The Host by Stephenie Meyer
Stop thinking Twilight. This is nothing like Twilight except in the fact that Meyer has once again created an impossibly-torn supernatural love triangle. Actually, this book is a love quadruple (triangles are too simple for this story). What was interesting for me was how Meyer approached the story from the perspective the aliens rather than using a human POV, an interesting twist on typical alien-takeover stories and, despite its length, had me hooked from beginning to end. Meyer effortlessly weaves through many moral issues viewed from both sides of the fence (alien vs. human). Plus: No vampires.
How To Date Dead Guys by Ann M. Noser
I’m now noticing there is a lot of “Death” in my title recommendations. Honestly, my bookshelf is not filled with murder books! But I couldn’t resist this choice. It contains mystery, witchcraft, humor, and a little adventure. Noser has penned a powerful character drama with lots of surprises and a unique twist on paranormal romance.
Core (Core #1) by Teshelle Combs
Combs creates a new and original exploration of dragon lore. Through the author’s two main characters, a dragon-rider pair, readers get a beautiful look into a different sort of love: platonic. It wasn’t love that got in the way of situations or created unnecessary misunderstandings. The plot is driven by the unique characters and their growth both individually and together as a platonic couple. Plus: Dragons!

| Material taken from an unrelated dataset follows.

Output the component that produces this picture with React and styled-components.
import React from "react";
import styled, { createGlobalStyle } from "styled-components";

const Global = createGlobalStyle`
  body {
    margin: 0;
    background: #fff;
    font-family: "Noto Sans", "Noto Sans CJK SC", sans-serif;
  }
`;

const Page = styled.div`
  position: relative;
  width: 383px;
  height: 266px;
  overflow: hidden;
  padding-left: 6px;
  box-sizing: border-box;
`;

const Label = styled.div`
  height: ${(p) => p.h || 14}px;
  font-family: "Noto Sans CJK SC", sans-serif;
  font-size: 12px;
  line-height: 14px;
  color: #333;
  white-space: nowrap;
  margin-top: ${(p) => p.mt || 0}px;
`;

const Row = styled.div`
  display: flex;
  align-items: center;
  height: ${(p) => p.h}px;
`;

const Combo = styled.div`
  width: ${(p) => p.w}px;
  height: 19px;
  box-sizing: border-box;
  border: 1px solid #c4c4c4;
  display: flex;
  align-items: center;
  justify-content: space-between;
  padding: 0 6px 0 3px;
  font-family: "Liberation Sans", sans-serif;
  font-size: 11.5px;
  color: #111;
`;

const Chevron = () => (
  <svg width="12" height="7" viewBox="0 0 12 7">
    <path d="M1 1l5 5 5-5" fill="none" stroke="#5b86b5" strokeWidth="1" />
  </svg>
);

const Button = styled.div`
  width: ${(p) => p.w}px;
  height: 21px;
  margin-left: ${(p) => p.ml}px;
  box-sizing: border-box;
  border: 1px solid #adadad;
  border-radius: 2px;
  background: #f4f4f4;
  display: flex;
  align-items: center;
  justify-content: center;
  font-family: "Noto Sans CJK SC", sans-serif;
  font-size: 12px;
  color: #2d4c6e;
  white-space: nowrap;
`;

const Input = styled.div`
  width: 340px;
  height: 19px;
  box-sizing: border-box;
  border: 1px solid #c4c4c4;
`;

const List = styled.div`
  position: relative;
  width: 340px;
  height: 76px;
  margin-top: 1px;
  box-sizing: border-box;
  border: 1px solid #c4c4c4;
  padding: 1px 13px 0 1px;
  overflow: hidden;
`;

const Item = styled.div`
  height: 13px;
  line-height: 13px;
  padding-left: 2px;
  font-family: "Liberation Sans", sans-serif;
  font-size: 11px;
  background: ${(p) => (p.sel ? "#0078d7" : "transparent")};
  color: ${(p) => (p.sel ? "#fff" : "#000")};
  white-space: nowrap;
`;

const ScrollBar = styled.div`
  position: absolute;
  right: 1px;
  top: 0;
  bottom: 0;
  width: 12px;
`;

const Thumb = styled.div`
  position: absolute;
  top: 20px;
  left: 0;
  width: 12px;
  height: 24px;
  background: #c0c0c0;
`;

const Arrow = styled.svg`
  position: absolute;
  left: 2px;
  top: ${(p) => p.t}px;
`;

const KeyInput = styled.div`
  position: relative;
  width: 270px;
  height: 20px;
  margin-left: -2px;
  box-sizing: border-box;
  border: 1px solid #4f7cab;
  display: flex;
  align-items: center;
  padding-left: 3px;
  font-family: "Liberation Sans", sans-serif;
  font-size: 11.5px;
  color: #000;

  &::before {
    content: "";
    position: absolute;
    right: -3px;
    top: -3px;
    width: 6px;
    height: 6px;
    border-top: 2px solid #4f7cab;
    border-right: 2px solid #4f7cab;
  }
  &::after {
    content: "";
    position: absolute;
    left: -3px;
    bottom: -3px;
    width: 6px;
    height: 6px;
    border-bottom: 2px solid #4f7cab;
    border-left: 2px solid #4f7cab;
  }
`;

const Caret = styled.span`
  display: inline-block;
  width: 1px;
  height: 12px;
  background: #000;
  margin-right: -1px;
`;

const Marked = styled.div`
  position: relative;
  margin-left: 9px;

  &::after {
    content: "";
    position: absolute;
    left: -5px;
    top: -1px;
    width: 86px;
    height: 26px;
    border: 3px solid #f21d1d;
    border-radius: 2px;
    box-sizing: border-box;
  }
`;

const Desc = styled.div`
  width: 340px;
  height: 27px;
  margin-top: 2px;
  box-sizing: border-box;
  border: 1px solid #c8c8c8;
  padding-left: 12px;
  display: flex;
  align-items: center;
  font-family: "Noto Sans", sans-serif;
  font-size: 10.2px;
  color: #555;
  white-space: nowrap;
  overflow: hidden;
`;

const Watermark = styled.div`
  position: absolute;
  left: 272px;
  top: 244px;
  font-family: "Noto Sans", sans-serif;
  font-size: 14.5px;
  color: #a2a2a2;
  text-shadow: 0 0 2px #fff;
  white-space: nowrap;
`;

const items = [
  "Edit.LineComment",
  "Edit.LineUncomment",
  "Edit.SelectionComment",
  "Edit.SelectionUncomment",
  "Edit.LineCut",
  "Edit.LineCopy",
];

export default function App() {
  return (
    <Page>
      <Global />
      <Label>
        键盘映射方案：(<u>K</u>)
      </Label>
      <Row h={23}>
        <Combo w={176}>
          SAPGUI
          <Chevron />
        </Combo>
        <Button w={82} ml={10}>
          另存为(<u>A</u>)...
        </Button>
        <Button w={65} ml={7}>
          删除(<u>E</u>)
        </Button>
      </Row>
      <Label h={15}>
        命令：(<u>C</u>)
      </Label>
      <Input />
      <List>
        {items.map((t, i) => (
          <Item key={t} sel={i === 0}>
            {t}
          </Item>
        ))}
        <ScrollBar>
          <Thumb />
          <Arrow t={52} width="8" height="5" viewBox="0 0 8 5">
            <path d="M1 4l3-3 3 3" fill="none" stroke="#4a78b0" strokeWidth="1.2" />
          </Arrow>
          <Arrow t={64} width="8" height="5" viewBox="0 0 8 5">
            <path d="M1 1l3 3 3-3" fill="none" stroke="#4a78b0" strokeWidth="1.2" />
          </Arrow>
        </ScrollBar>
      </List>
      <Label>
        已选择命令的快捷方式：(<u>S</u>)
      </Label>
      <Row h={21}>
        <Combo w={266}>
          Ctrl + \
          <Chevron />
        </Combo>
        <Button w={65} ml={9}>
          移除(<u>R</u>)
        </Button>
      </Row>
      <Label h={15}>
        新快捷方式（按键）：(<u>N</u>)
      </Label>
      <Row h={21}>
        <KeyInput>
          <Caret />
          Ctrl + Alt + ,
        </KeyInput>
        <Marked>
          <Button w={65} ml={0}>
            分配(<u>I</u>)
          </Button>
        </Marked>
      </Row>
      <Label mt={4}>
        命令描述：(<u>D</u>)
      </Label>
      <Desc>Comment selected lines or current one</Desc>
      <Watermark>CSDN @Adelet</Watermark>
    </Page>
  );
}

SERIES: Anne of Green Gables by L.M. Montgomery
Okay, this is a popular choice (going against what I said above), but these books were a personal favorite of mine growing up. Anne blazes a trail as a girl with a purpose in a time when female ambition was considered “unwomanly.” Anne’s smart, imaginative, self-sufficient, and didn’t let society tell her what she could and couldn’t do. I loved her independent spirit but was so happy when Anne finally said yes to Gilbert because they were definitely made for each other. You had me at carrots!